Marines' new enemy: thirst

Heat, heavy loads, lack of water slow attack on Taliban

May 01, 2008|By David Wood | David Wood,Sun Reporter

GARMSIR, Afghanistan -- For the Marines fighting in southern Afghanistan, a shortage of drinking water turned out to be nearly as big a concern as Taliban insurgents.

When Marines of Alpha and Bravo Companies, 1st Battalion, 6th Marines, pushed into Garmsir, a Taliban stronghold, before dawn Tuesday, each toted 18 half-liter bottles of water plus two liters in his pack. Their staggering 100- to 150-pound loads - including weapons, ammunition, mortar base plates, radios, flak vests and helmets and other gear - had troop commanders worried even before the operation began.

Carrying all this, the Marines have struggled night and day across fields of dust and weeds, kneeling or flopping prone to get "eyes on" the enemy or to take cover from fire, then laboriously pushing themselves to their feet to cross irrigation ditches and patrol along green fields of wheat and pink and white poppies.

And in the 100-degree heat, the water has gone down fast.

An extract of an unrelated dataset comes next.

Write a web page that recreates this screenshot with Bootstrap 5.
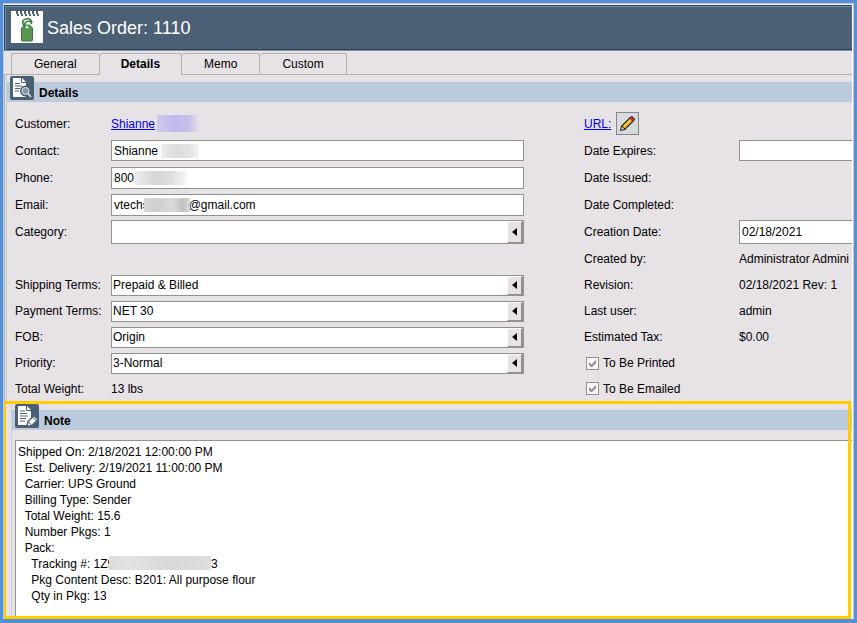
<!DOCTYPE html>
<html lang="en">
<head>
<meta charset="utf-8">
<meta name="viewport" content="width=device-width, initial-scale=1">
<title>Sales Order: 1110</title>
<link href="https://cdn.jsdelivr.net/npm/bootstrap@5.3.0/dist/css/bootstrap.min.css" rel="stylesheet">
<style>
:root { --face: #e7e2e6; --edge: #94908c; --bar: #bbcadd; --slate: #4b6075; --gold: #ffcc00; }
body { font: 12px/16px "Liberation Sans", Arial, sans-serif; color: #000; background: #558fd8; padding: 3px 3px 4px; }
.so-window { background: var(--face); border: 1px solid #c3c6d0; border-left-color: #b4cae8; border-bottom: 0; box-shadow: inset 0 1px #f4f4f8, inset -1px 0 #fff; padding: 1px 1px 0 0; }
.so-title { background: var(--slate); height: 46px; padding: 0 6px; border: 1px solid #2d3f51; border-right: 0; border-bottom-color: #6e93b5; box-shadow: inset 1px 1px #6e93b5, inset 0 -1px #2d3f51; }
.so-title svg { margin-top: -2px; }
.so-title h1 { font-size: 18px; line-height: 22px; color: #fff; }
.so-tabs { border-bottom: 1px solid #b5b1a4; padding: 2px 0 0 7px; }
.so-tabs .nav-link { font-size: 12px; line-height: 16px; color: #000; padding: 2px 22px; border: 1px solid #b5b1a4; border-radius: 3px 3px 0 0; border-bottom: 0; height: 21px; margin: 0; }
.so-tabs .nav-item + .nav-item .nav-link { border-left: 0; }
.so-tabs .nav-item:first-child .nav-link { border-right: 0; }
.so-tabs .nav-item .nav-link.active { background: var(--face); color: #000; font-weight: bold; height: 22px; margin-bottom: -1px; padding: 2px 21px 3px; border: 1px solid #b5b1a4; border-bottom: 0; }
.so-panel { border-left: 1px solid #b5b1a4; padding-left: 1px; }
.so-details { border-left: 1px solid var(--bar); margin-top: 1px; }
.so-bar { background: linear-gradient(var(--bar), var(--bar)) 0 100% / 100% 20px no-repeat; height: 26px; padding-left: 3px; gap: 5px; }
.so-bar h2 { font-size: 12px; line-height: 16px; font-weight: bold; padding-top: 9px; }
.so-form { display: grid; grid-template-columns: 96px minmax(0, 413fr) 60px 155px minmax(0, 113fr); grid-template-rows: repeat(4, 27px) 28px repeat(5, 26px) 25px; align-items: center; padding: 8px 0 0 8px; white-space: nowrap; }
.c1 { grid-column: 1; } .c2 { grid-column: 2; } .c4 { grid-column: 4; } .c5 { grid-column: 5; overflow: hidden; }
.c45 { grid-column: 4 / 6; }
.so-input { font-size: 12px; line-height: 16px; color: #000; border: 1px solid var(--edge); border-radius: 0; background: #fff; padding: 0 2px; height: 21px; min-height: 0; width: 100%; display: block; }
.so-input.mid { height: 22px; }
.so-input.tall { height: 24px; }
.so-input.cut { border-right: 0; }
select.so-input { appearance: none; padding: 0 18px 0 1px; border-right-width: 2px; }
.so-arrow { right: 1px; top: 1px; bottom: 1px; width: 16px; background: var(--face); border: 1px solid #fff; border-right: 2px solid var(--edge); border-bottom: 1px solid var(--edge); pointer-events: none; }
.so-link { color: #0000f0; text-decoration: underline; }
.so-edit { width: 23px; height: 23px; padding: 0; margin-left: 5px; border: 1px solid #888; background: #d6dcdd; }
.so-check { appearance: none; width: 13px; height: 13px; margin: 0 4px 0 2px; border: 1px solid var(--edge); background: #f8f6f8; }
.so-check:checked { background-image: url("data:image/svg+xml,%3Csvg xmlns='http://www.w3.org/2000/svg' viewBox='0 0 11 11'%3E%3Cpath d='M2 4v3l2 2h1l4-4V2L4.500 6.500z' fill='%23878c91'/%3E%3C/svg%3E"); }
.smudge { height: 14px; top: 4px; }
.sm-name { width: 41px; height: 17px; margin-left: 2px; background: linear-gradient(90deg, #cfcaea, #c0bbec 45%, #c3bee9 75%, #e1dce7); }
.sm-contact { left: 50px; width: 38px; background: linear-gradient(90deg, #eee, #dcdcdc 35%, #e0e0e0 70%, #f5f5f5); }
.sm-phone { left: 23px; width: 53px; background: linear-gradient(90deg, #eee, #d6d6d6 40%, #dedede 70%, #f7f7f7); }
.sm-email { left: 33px; width: 46px; background: linear-gradient(90deg, #d8d8d8, #cecece 25%, #dadada 60%, #c2c2c2 85%, #d8d8d8); }
.sm-track { left: 94px; top: 116px; width: 102px; height: 14px; background: linear-gradient(90deg, #dcdcdc, #e2e2e2 20%, #d9d9d9 60%, #dedede); }
.so-note { padding: 3px 0 3px 6px; margin-left: -1px; }
.so-note::after { content: ""; position: absolute; inset: 0 1px 0 -2px; border: 3px solid var(--gold); pointer-events: none; }
.so-note-in { border-left: 1px solid #c9d0e0; }
.so-memo-wrap { margin: 10px 0 0 3px; }
.so-memo { resize: none; font: inherit; color: #000; border: 1px solid var(--edge); border-right: 0; border-bottom: 0; border-radius: 0; padding: 3px 2px; background: #fff; min-height: 176px; overflow: hidden; }
</style>
<script src="https://cdn.jsdelivr.net/npm/bootstrap@5.3.0/dist/js/bootstrap.bundle.min.js"></script>
</head>
<body class="min-vh-100 d-flex flex-column">
<main class="so-window flex-grow-1 d-flex flex-column overflow-hidden">
  <header class="so-title d-flex align-items-center gap-1">
    <svg width="32" height="32" viewBox="0 0 32 32" aria-hidden="true">
      <path d="M0 0h32v32H0z" fill="#fff"/>
      <path d="M5 0h2v3h1v2H6V3H5zM9 0h2v3h1v2h-2V3H9zM13 0h2v3h1v2h-2V3h-1zM17 0h2v3h1v2h-2V3h-1zM21 0h2v3h1v2h-2V3h-1zM25 0h2v3h1v2h-2V3h-1z" fill="#4b6075"/>
      <path d="M10.500 17l3-3h5l3 3v12q0 1-1 1h-9q-1 0-1-1z" fill="#5a9352" stroke="#2f7a35"/>
      <path d="M16 16c-5-1-6-7-1-8 4-1 7 2 5 5M13 14c1-4 6-5 8-2" fill="none" stroke="#2f7a35" stroke-width="1.500"/>
      <circle cx="16" cy="16" r="1.500" fill="#d8ecd6"/>
    </svg>
    <h1 class="m-0 fw-normal">Sales Order: 1110</h1>
  </header>

  <ul class="nav nav-tabs so-tabs" role="tablist">
    <li class="nav-item"><button class="nav-link" type="button" role="tab">General</button></li>
    <li class="nav-item"><button class="nav-link active" type="button" role="tab" aria-selected="true">Details</button></li>
    <li class="nav-item"><button class="nav-link" type="button" role="tab">Memo</button></li>
    <li class="nav-item"><button class="nav-link" type="button" role="tab">Custom</button></li>
  </ul>

  <div class="so-panel flex-grow-1 d-flex flex-column">
    <section class="so-details">
      <div class="so-bar d-flex">
        <svg width="24" height="24" viewBox="0 0 24 24" aria-hidden="true">
          <rect width="24" height="24" rx="2" fill="#4b6075"/>
          <path d="M3 2h9l4 4v15H3z" fill="#fff"/>
          <path d="M11.500 2v4.500H16M5 7.500h5M5 10h7M5 12.500h5M5 15h4" stroke="#4b6075" fill="none"/>
          <circle cx="15.500" cy="15" r="4" fill="#8594a3" stroke="#4b6075" stroke-width="3"/>
          <circle cx="15.500" cy="15" r="3.500" fill="#8594a3" stroke="#e4e9ed"/>
          <path d="M18 17.500l3 3.500" stroke="#e4e9ed" stroke-width="1.500"/>
        </svg>
        <h2 class="m-0">Details</h2>
      </div>
      <form class="so-form">
        <span class="c1">Customer:</span>
        <span class="c2 d-flex align-items-center"><a class="so-link" href="#">Shianne</a><span class="sm-name"></span></span>
        <span class="c45 d-flex align-items-center"><a class="so-link" href="#">URL:</a>
          <button class="so-edit d-flex align-items-center justify-content-center" type="button" aria-label="Edit URL">
            <svg width="17" height="17" viewBox="0 0 17 17"><path d="M1 16l1-5L11 2l2-1 3 3-1 2-9 9z" fill="#111"/><path d="M3.500 11L11 3.500 13.500 6 6 13.500z" fill="#f2b51d"/><path d="M4.500 12L12 4.500" stroke="#ffe060"/><path d="M10.500 3.500l2-2L15.500 4.500l-2 2z" fill="#e3222b"/><path d="M2 14.500l1-3 2.500 2.500-3 1z" fill="#c5c5c0"/></svg>
          </button></span>

        <label class="c1" for="contact">Contact:</label>
        <div class="c2 position-relative"><input class="so-input" id="contact" value="Shianne"><span class="smudge sm-contact position-absolute"></span></div>
        <label class="c4" for="expires">Date Expires:</label>
        <div class="c5"><input class="so-input cut" id="expires"></div>

        <label class="c1" for="phone">Phone:</label>
        <div class="c2 position-relative"><input class="so-input mid" id="phone" value="800"><span class="smudge sm-phone position-absolute"></span></div>
        <span class="c45">Date Issued:</span>

        <label class="c1" for="email">Email:</label>
        <div class="c2 position-relative"><input class="so-input mid" id="email" value="vtechs&nbsp;&nbsp;&nbsp;&nbsp;&nbsp;&nbsp;&nbsp;&nbsp;&nbsp;&nbsp;&nbsp;&nbsp;@gmail.com"><span class="smudge sm-email position-absolute"></span></div>
        <span class="c45">Date Completed:</span>

        <label class="c1" for="category">Category:</label>
        <div class="c2 position-relative"><select class="so-input tall" id="category"><option></option></select><span class="so-arrow position-absolute d-flex align-items-center justify-content-center"><svg width="5" height="8"><path d="M5 0v8L0 4z"/></svg></span></div>
        <label class="c4" for="created">Creation Date:</label>
        <div class="c5"><input class="so-input tall cut" id="created" value="02/18/2021"></div>

        <span class="c4">Created by:</span><span class="c5">Administrator Admini</span>

        <label class="c1" for="ship">Shipping Terms:</label>
        <div class="c2 position-relative"><select class="so-input" id="ship"><option>Prepaid &amp; Billed</option></select><span class="so-arrow position-absolute d-flex align-items-center justify-content-center"><svg width="5" height="8"><path d="M5 0v8L0 4z"/></svg></span></div>
        <span class="c4">Revision:</span><span class="c5">02/18/2021 Rev: 1</span>

        <label class="c1" for="pay">Payment Terms:</label>
        <div class="c2 position-relative"><select class="so-input" id="pay"><option>NET 30</option></select><span class="so-arrow position-absolute d-flex align-items-center justify-content-center"><svg width="5" height="8"><path d="M5 0v8L0 4z"/></svg></span></div>
        <span class="c4">Last user:</span><span class="c5">admin</span>

        <label class="c1" for="fob">FOB:</label>
        <div class="c2 position-relative"><select class="so-input" id="fob"><option>Origin</option></select><span class="so-arrow position-absolute d-flex align-items-center justify-content-center"><svg width="5" height="8"><path d="M5 0v8L0 4z"/></svg></span></div>
        <span class="c4">Estimated Tax:</span><span class="c5">$0.00</span>

        <label class="c1" for="prio">Priority:</label>
        <div class="c2 position-relative"><select class="so-input" id="prio"><option>3-Normal</option></select><span class="so-arrow position-absolute d-flex align-items-center justify-content-center"><svg width="5" height="8"><path d="M5 0v8L0 4z"/></svg></span></div>
        <span class="c45 d-flex align-items-center"><input class="so-check" type="checkbox" id="printed" checked><label for="printed">To Be Printed</label></span>

        <span class="c1">Total Weight:</span><span class="c2">13 lbs</span>
        <span class="c45 d-flex align-items-center"><input class="so-check" type="checkbox" id="emailed" checked><label for="emailed">To Be Emailed</label></span>
      </form>
    </section>

    <section class="so-note position-relative flex-grow-1 d-flex flex-column">
      <div class="so-note-in flex-grow-1 d-flex flex-column">
        <div class="so-bar d-flex">
          <svg width="24" height="24" viewBox="0 0 24 24" aria-hidden="true">
            <rect width="24" height="24" rx="2" fill="#4b6075"/>
            <path d="M3 2h9l4 4v15H3z" fill="#fff"/>
            <path d="M11.500 2v4.500H16M5 7h5M5 9.500h7M5 12h8M5 14.500h6M5 17h5" stroke="#4b6075" fill="none"/>
            <path d="M12 22.500l1-5 6-6 4 4-6 6z" fill="#fff" stroke="#4b6075" stroke-width="1.500"/>
            <path d="M17.500 13l4 4M13.500 18l3 3" stroke="#4b6075"/>
          </svg>
          <h2 class="m-0"><label for="memo">Note</label></h2>
        </div>
        <div class="so-memo-wrap position-relative flex-grow-1 d-flex">
<textarea class="so-memo w-100" id="memo" spellcheck="false">Shipped On: 2/18/2021 12:00:00 PM
  Est. Delivery: 2/19/2021 11:00:00 PM
  Carrier: UPS Ground
  Billing Type: Sender
  Total Weight: 15.6
  Number Pkgs: 1
  Pack:
    Tracking #: 1Z9                             3
    Pkg Content Desc: B201: All purpose flour
    Qty in Pkg: 13</textarea>
          <span class="sm-track position-absolute"></span>
        </div>
      </div>
    </section>
  </div>
</main>
</body>
</html>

Only hours into the mission, some platoons were reporting they were low on water. By nightfall, the Marines had asked for an unscheduled resupply of water.

The pallets of bottled water came by CH-46 helicopter from FOB (Forward Operating Base) Dwyer, a major supply base in southern Afghanistan.

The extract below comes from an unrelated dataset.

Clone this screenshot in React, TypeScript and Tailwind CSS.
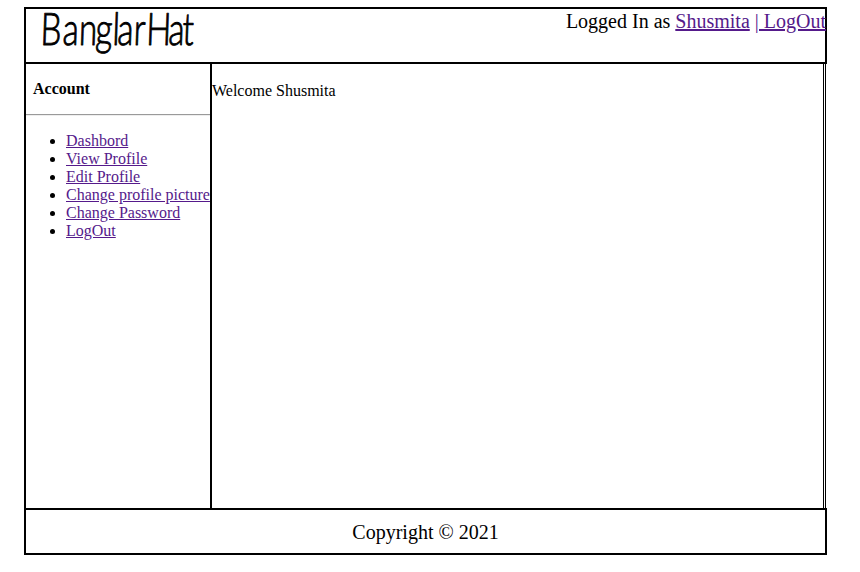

Dwyer itself had just received its own resupply of water. Because of the time and risk of ground convoys, the pallets of bottled water came tumbling out of the sky under parachutes.

Alpha and Bravo reported several heat casualties, handled by their own Navy corpsmen. One corpsman, Petty Officer 2nd Class Timothy Altizer, 27, from Princeton, W.Va., was treating Marines with shade, cool water and in some cases intravenous fluids - and rest.

Some of the Marines' missions were delayed until night, allowing them to find shade in the cool mud-and-adobe compounds, lent by local farmers. There, the Marines would shuck their rucksacks and sprawl asleep in helmets and flak vests, in some cases under the curious gaze of chickens and goats.

The high consumption of water was a complication for the Marine battalion, which had to balance the resupply of ammunition and water with available helicopter airlift. By midweek, that adjustment had been made and daily water resupply was under way, said Maj. Tom Clinton, battalion executive officer.

"This is just reality buffering up against the plan," he said.

Alpha Company's commander, Capt. Sean Dynan, spent hours last week fretting over the loads his men would carry and their mission of assaulting a Taliban stronghold by helicopter and spending days seeking out and fighting Taliban insurgents.

"I don't want to be in a situation where we go red [empty] on ammunition because we didn't bring enough," he said one night. "But I don't want my guys going down with dehydration because we brought too much."

Hours before the mission began, Dynan and company 1st Sgt. Scott Hamm went through each Marine's pack, tossing aside extra underwear, toothpaste and candy bars to shave down the weight.

Dehydration and the heavy loads cascaded into other problems as Marines struggled to keep their footing along the narrow ditches and 20-inch-high baked earth irrigation dikes hidden beneath hip-high grass, wheat or poppies.

Lance Cpl. Zach Bell suffered an injury common this week, slipping and badly twisting an ankle as he negotiated his load, including 20 pounds of ammunition, along the slick edge of an irrigation ditch. He was sent by helicopter to the surgical facility at FOB Dwyer.

"I knew it was going to be tricky, so I tried to be real careful with my steps," he said with regret.